Stated task:
Transcribe all of the material exactly. Any picture in it should be left out.

— Begin Data shown —

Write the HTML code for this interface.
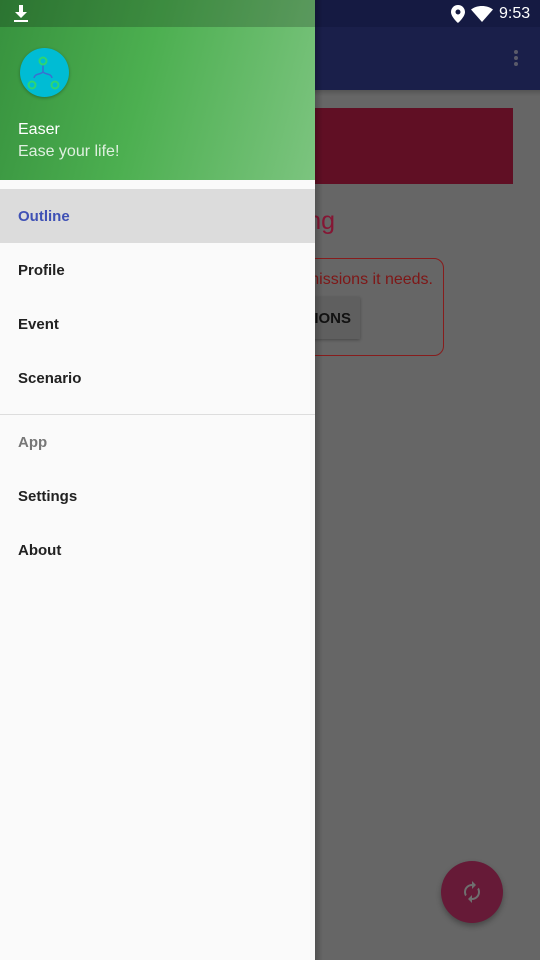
<!DOCTYPE html>
<html><head><style>
body{margin:0;width:540px;height:960px;overflow:hidden;position:relative;font-family:"Liberation Sans",sans-serif;background:#666}
.abs{position:absolute}
</style></head><body>
<div class="abs" style="left:0;top:0;width:540px;height:27px;background:#151a42"></div>
<div class="abs" style="left:0;top:27px;width:540px;height:63px;background:#1a1f4a"></div>
<div class="abs" style="left:514px;top:50px;width:4px;height:4px;border-radius:2px;background:#5a5a6a;box-shadow:0 6px 0 #5a5a6a,0 12px 0 #5a5a6a"></div>
<div class="abs" style="left:0;top:90px;width:540px;height:6px;background:linear-gradient(#555,#666)"></div>
<div class="abs" style="left:290px;top:108px;width:223px;height:76px;background:#600f24"></div>
<div class="abs" style="left:100px;top:207px;width:235px;text-align:right;font-size:25px;color:#851634">ng</div>
<div class="abs" style="left:260px;top:258px;width:182px;height:96px;border:1px solid #871c1c;border-radius:10px"></div>
<div class="abs" style="left:100px;top:271px;width:333px;text-align:right;font-size:16px;color:#7e1717;white-space:nowrap">missions it needs.</div>
<div class="abs" style="left:280px;top:297px;width:80px;height:42px;background:#5f5f5f;box-shadow:0 1px 3px rgba(0,0,0,.3)"></div>
<div class="abs" style="left:280px;top:310px;width:71px;text-align:right;font-size:15px;font-weight:bold;color:#111">IONS</div>
<div class="abs" style="left:441px;top:861px;width:62px;height:62px;border-radius:50%;background:#661a37;box-shadow:0 3px 6px rgba(0,0,0,.3)"></div>
<svg class="abs" style="left:460px;top:880px" width="24" height="24" viewBox="0 0 24 24"><path d="M12 6V9L16 5L12 1V4C7.6 4 4 7.6 4 12c0 1.6.5 3 1.2 4.2l1.5-1.5C6.3 13.9 6 13 6 12c0-3.3 2.7-6 6-6zm6.8 1.8l-1.5 1.5c.4.8.7 1.7.7 2.7 0 3.300-2.7 6-6 6v-3l-4 4 4 4v-3c4.4 0 8-3.6 8-8 0-1.6-.5-3-1.2-4.2z" fill="#6f6f6f"/></svg>
<svg class="abs" style="left:451px;top:5px" width="14" height="18" viewBox="0 0 14 18"><path d="M7 0C3.1 0 0 3.1 0 7c0 5 7 11 7 11s7-6 7-11c0-3.9-3.1-7-7-7zm0 9.5A2.5 2.5 0 1 1 7 4.5a2.5 2.5 0 0 1 0 5z" fill="#fff"/></svg>
<svg class="abs" style="left:471px;top:6px" width="22" height="16" viewBox="0 0 22 16"><path d="M11 16L0 3.5C3 1.300 6.8 0 11 0s8 1.3 11 3.5z" fill="#fff"/></svg>
<div class="abs" style="left:499px;top:5px;font-size:16px;color:#fff">9:53</div>
<div class="abs" style="left:0;top:0;width:315px;height:960px;background:#fafafa"></div>
<div class="abs" style="left:0;top:0;width:315px;height:180px;background:linear-gradient(105deg,#37923e 0%,#4caf50 45%,#7cc47f 100%)"></div>
<div class="abs" style="left:0;top:0;width:315px;height:27px;background:rgba(0,0,0,.2)"></div>
<svg class="abs" style="left:13px;top:5px" width="16" height="18" viewBox="0 0 16 18"><path d="M6 0h4v7h4l-6 6-6-6h4zM1 15h14v2H1z" fill="#fff"/></svg>
<div class="abs" style="left:20px;top:48px;width:49px;height:49px;border-radius:50%;background:#00bcd4;box-shadow:0 1px 3px rgba(0,0,0,.3)"></div>
<svg class="abs" style="left:20px;top:48px" width="49" height="49" viewBox="0 0 49 49"><path d="M23 16v8M23 24c-3 3-8 1-9 6M23 24c3 3 8 1 9 6" stroke="#3b6fd0" stroke-width="1.5" fill="none"/><circle cx="23" cy="13" r="3.5" fill="#00bcd4" stroke="#2ed573" stroke-width="2"/><circle cx="12" cy="37" r="3.5" fill="#00bcd4" stroke="#2ed573" stroke-width="2"/><circle cx="35" cy="37" r="3.5" fill="#00bcd4" stroke="#2ed573" stroke-width="2"/></svg>
<div class="abs" style="left:18px;top:121px;font-size:16px;color:#fff">Easer</div>
<div class="abs" style="left:18px;top:143px;font-size:16px;color:#e0f0e0">Ease your life!</div>
<div class="abs" style="left:0;top:189px;width:315px;height:54px;background:#dcdcdc"></div>
<div class="abs" style="left:18px;top:208px;font-size:15px;font-weight:bold;color:#3f51b5">Outline</div>
<div class="abs" style="left:18px;top:262px;font-size:15px;font-weight:bold;color:#212121">Profile</div>
<div class="abs" style="left:18px;top:316px;font-size:15px;font-weight:bold;color:#212121">Event</div>
<div class="abs" style="left:18px;top:370px;font-size:15px;font-weight:bold;color:#212121">Scenario</div>
<div class="abs" style="left:0;top:414px;width:315px;height:1px;background:#ddd"></div>
<div class="abs" style="left:18px;top:434px;font-size:15px;font-weight:bold;color:#777">App</div>
<div class="abs" style="left:18px;top:488px;font-size:15px;font-weight:bold;color:#212121">Settings</div>
<div class="abs" style="left:18px;top:542px;font-size:15px;font-weight:bold;color:#212121">About</div>
<div class="abs" style="left:315px;top:0;width:8px;height:960px;background:linear-gradient(90deg,rgba(0,0,0,.2),rgba(0,0,0,0))"></div>
</body></html>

— End Data shown —

Result:
Write the HTML code for this interface.
<!DOCTYPE html>
<html><head><style>
body{margin:0;width:540px;height:960px;overflow:hidden;position:relative;font-family:"Liberation Sans",sans-serif;background:#666}
.abs{position:absolute}
</style></head><body>
<div class="abs" style="left:0;top:0;width:540px;height:27px;background:#151a42"></div>
<div class="abs" style="left:0;top:27px;width:540px;height:63px;background:#1a1f4a"></div>
<div class="abs" style="left:514px;top:50px;width:4px;height:4px;border-radius:2px;background:#5a5a6a;box-shadow:0 6px 0 #5a5a6a,0 12px 0 #5a5a6a"></div>
<div class="abs" style="left:0;top:90px;width:540px;height:6px;background:linear-gradient(#555,#666)"></div>
<div class="abs" style="left:290px;top:108px;width:223px;height:76px;background:#600f24"></div>
<div class="abs" style="left:100px;top:207px;width:235px;text-align:right;font-size:25px;color:#851634">ng</div>
<div class="abs" style="left:260px;top:258px;width:182px;height:96px;border:1px solid #871c1c;border-radius:10px"></div>
<div class="abs" style="left:100px;top:271px;width:333px;text-align:right;font-size:16px;color:#7e1717;white-space:nowrap">missions it needs.</div>
<div class="abs" style="left:280px;top:297px;width:80px;height:42px;background:#5f5f5f;box-shadow:0 1px 3px rgba(0,0,0,.3)"></div>
<div class="abs" style="left:280px;top:310px;width:71px;text-align:right;font-size:15px;font-weight:bold;color:#111">IONS</div>
<div class="abs" style="left:441px;top:861px;width:62px;height:62px;border-radius:50%;background:#661a37;box-shadow:0 3px 6px rgba(0,0,0,.3)"></div>
<svg class="abs" style="left:460px;top:880px" width="24" height="24" viewBox="0 0 24 24"><path d="M12 6V9L16 5L12 1V4C7.6 4 4 7.6 4 12c0 1.6.5 3 1.2 4.2l1.5-1.5C6.3 13.9 6 13 6 12c0-3.3 2.7-6 6-6zm6.8 1.8l-1.5 1.5c.4.8.7 1.7.7 2.7 0 3.300-2.7 6-6 6v-3l-4 4 4 4v-3c4.4 0 8-3.6 8-8 0-1.6-.5-3-1.2-4.2z" fill="#6f6f6f"/></svg>
<svg class="abs" style="left:451px;top:5px" width="14" height="18" viewBox="0 0 14 18"><path d="M7 0C3.1 0 0 3.1 0 7c0 5 7 11 7 11s7-6 7-11c0-3.9-3.1-7-7-7zm0 9.5A2.5 2.5 0 1 1 7 4.5a2.5 2.5 0 0 1 0 5z" fill="#fff"/></svg>
<svg class="abs" style="left:471px;top:6px" width="22" height="16" viewBox="0 0 22 16"><path d="M11 16L0 3.5C3 1.300 6.8 0 11 0s8 1.3 11 3.5z" fill="#fff"/></svg>
<div class="abs" style="left:499px;top:5px;font-size:16px;color:#fff">9:53</div>
<div class="abs" style="left:0;top:0;width:315px;height:960px;background:#fafafa"></div>
<div class="abs" style="left:0;top:0;width:315px;height:180px;background:linear-gradient(105deg,#37923e 0%,#4caf50 45%,#7cc47f 100%)"></div>
<div class="abs" style="left:0;top:0;width:315px;height:27px;background:rgba(0,0,0,.2)"></div>
<svg class="abs" style="left:13px;top:5px" width="16" height="18" viewBox="0 0 16 18"><path d="M6 0h4v7h4l-6 6-6-6h4zM1 15h14v2H1z" fill="#fff"/></svg>
<div class="abs" style="left:20px;top:48px;width:49px;height:49px;border-radius:50%;background:#00bcd4;box-shadow:0 1px 3px rgba(0,0,0,.3)"></div>
<svg class="abs" style="left:20px;top:48px" width="49" height="49" viewBox="0 0 49 49"><path d="M23 16v8M23 24c-3 3-8 1-9 6M23 24c3 3 8 1 9 6" stroke="#3b6fd0" stroke-width="1.5" fill="none"/><circle cx="23" cy="13" r="3.5" fill="#00bcd4" stroke="#2ed573" stroke-width="2"/><circle cx="12" cy="37" r="3.5" fill="#00bcd4" stroke="#2ed573" stroke-width="2"/><circle cx="35" cy="37" r="3.5" fill="#00bcd4" stroke="#2ed573" stroke-width="2"/></svg>
<div class="abs" style="left:18px;top:121px;font-size:16px;color:#fff">Easer</div>
<div class="abs" style="left:18px;top:143px;font-size:16px;color:#e0f0e0">Ease your life!</div>
<div class="abs" style="left:0;top:189px;width:315px;height:54px;background:#dcdcdc"></div>
<div class="abs" style="left:18px;top:208px;font-size:15px;font-weight:bold;color:#3f51b5">Outline</div>
<div class="abs" style="left:18px;top:262px;font-size:15px;font-weight:bold;color:#212121">Profile</div>
<div class="abs" style="left:18px;top:316px;font-size:15px;font-weight:bold;color:#212121">Event</div>
<div class="abs" style="left:18px;top:370px;font-size:15px;font-weight:bold;color:#212121">Scenario</div>
<div class="abs" style="left:0;top:414px;width:315px;height:1px;background:#ddd"></div>
<div class="abs" style="left:18px;top:434px;font-size:15px;font-weight:bold;color:#777">App</div>
<div class="abs" style="left:18px;top:488px;font-size:15px;font-weight:bold;color:#212121">Settings</div>
<div class="abs" style="left:18px;top:542px;font-size:15px;font-weight:bold;color:#212121">About</div>
<div class="abs" style="left:315px;top:0;width:8px;height:960px;background:linear-gradient(90deg,rgba(0,0,0,.2),rgba(0,0,0,0))"></div>
</body></html>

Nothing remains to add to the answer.